Executive Compensation
Summary Compensation Table, page 47
47.
Comment: Please refer to Item 601 (b)(10)(ii)(A) of Regulation S-B. Note that all oral arrangements with your named executive officers, regarding compensation amounts, should be described in writing, and each such written description should be filed as an exhibit to the registration statement.
Response:
The Consulting Agreements between the Company and each of Messrs. Foster and Wheeler (and their respective consultancy companies) have been described in the Amended Registratin Statement. The Amended Registration Statement has been further revised to provide that the Company does not have any oral arrangements with any of its named executive officers regarding compensation amounts.
Where You Can Find More Information, page 48
48.
Comment: Please note that our address has changed.
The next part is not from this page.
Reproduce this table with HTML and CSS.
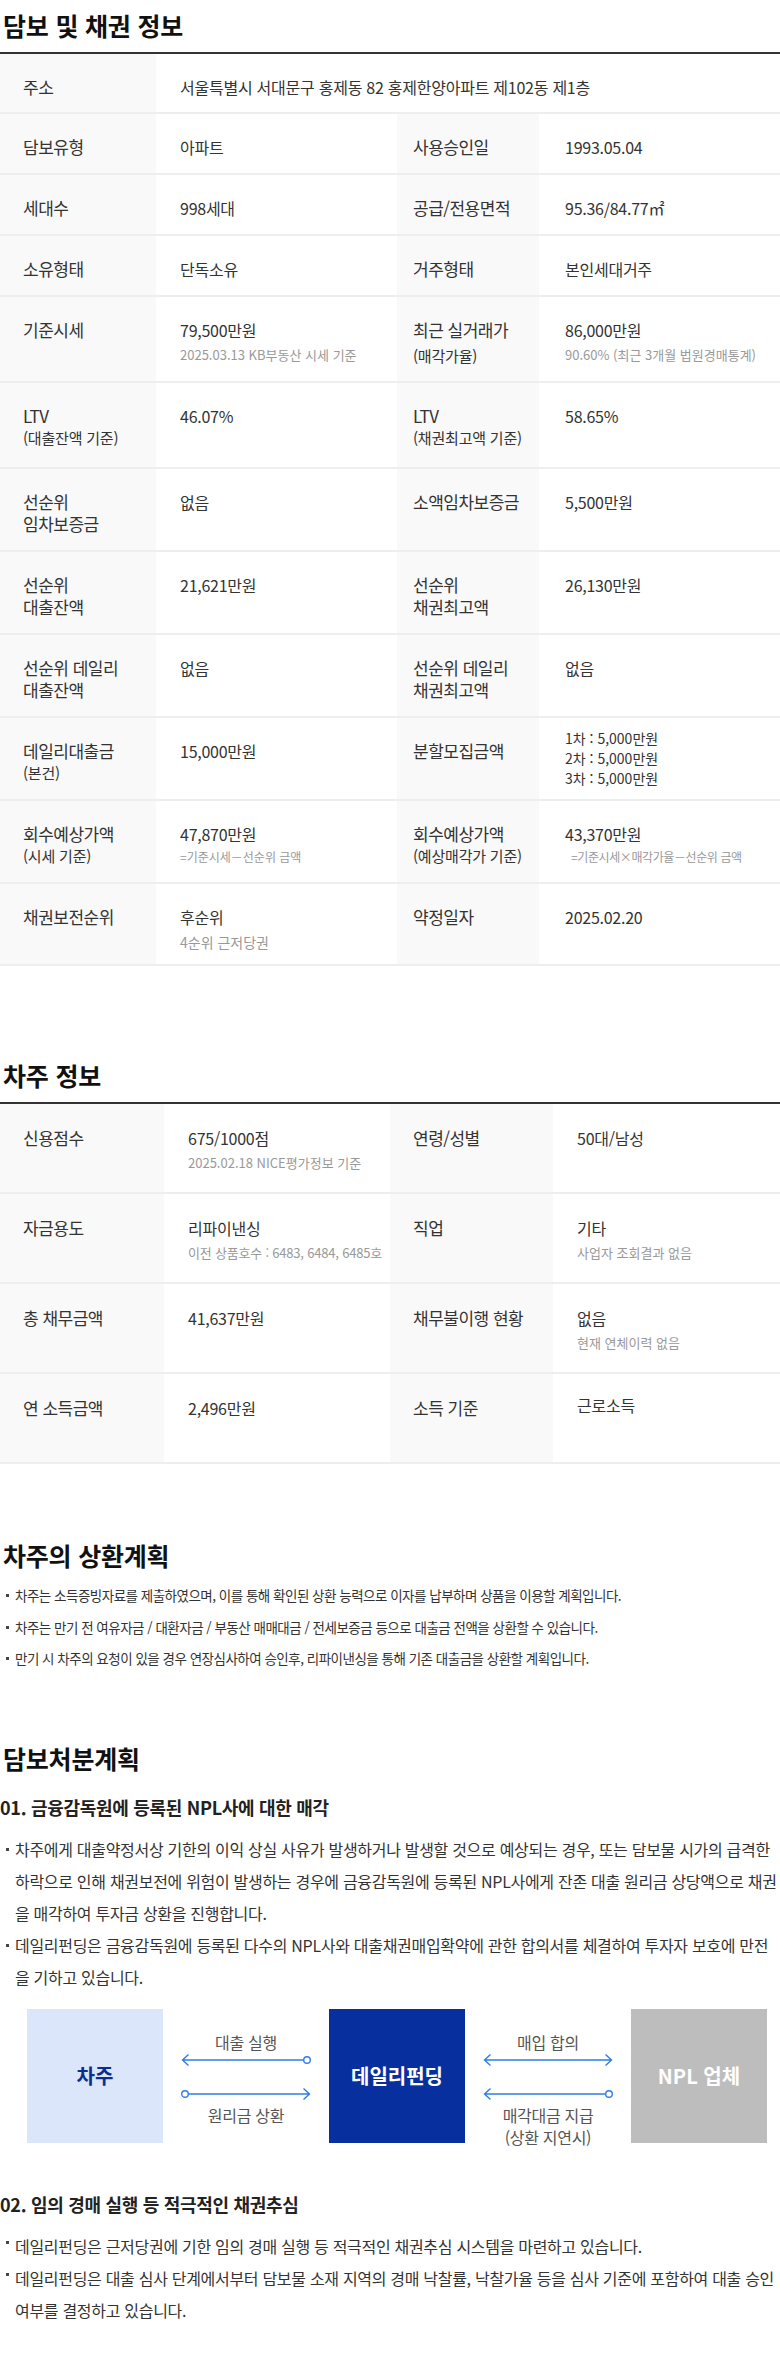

The Public Reference Room is now located at 100 F Street, NE, Room 1580, Washington, DC 20549.
Response: The Company has revised the address of the SEC’s Public Reference Room on page 53 of the Amended Registration Statement.
Consolidated Financial Statements as of and for the years ended December 31, 2005 and 2004
Report of Independent Registered Public Accounting Firm, page - 1 -
49.
Comment: We note that your audit report was signed by an audit firm based in Toronto. Canada. Please tell us how you concluded that it is appropriate to have an audit report issued by an auditor licensed outside of the United States. In accordance with Article 2 of Regulation S-X, we believe that the audit report of a registrant (that is not a foreign private issuer) should ordinarily be rendered by an auditor licensed in the United States. Further guidance may be found in Section 5.K of "International Reporting and Disclosure Issues in the Division of Corporation Finance" on the Commission's website at: http://www.sec.gov/divisions/corpfin/internatl/cfirdissues1104.htm#P442_69217. Please tell us (1) where the majority of your revenues are earned, (2) where the majority of your assets are located, (3) where your management and accounting records are located and (4) where the majority of the audit work is conducted. We may have further comments.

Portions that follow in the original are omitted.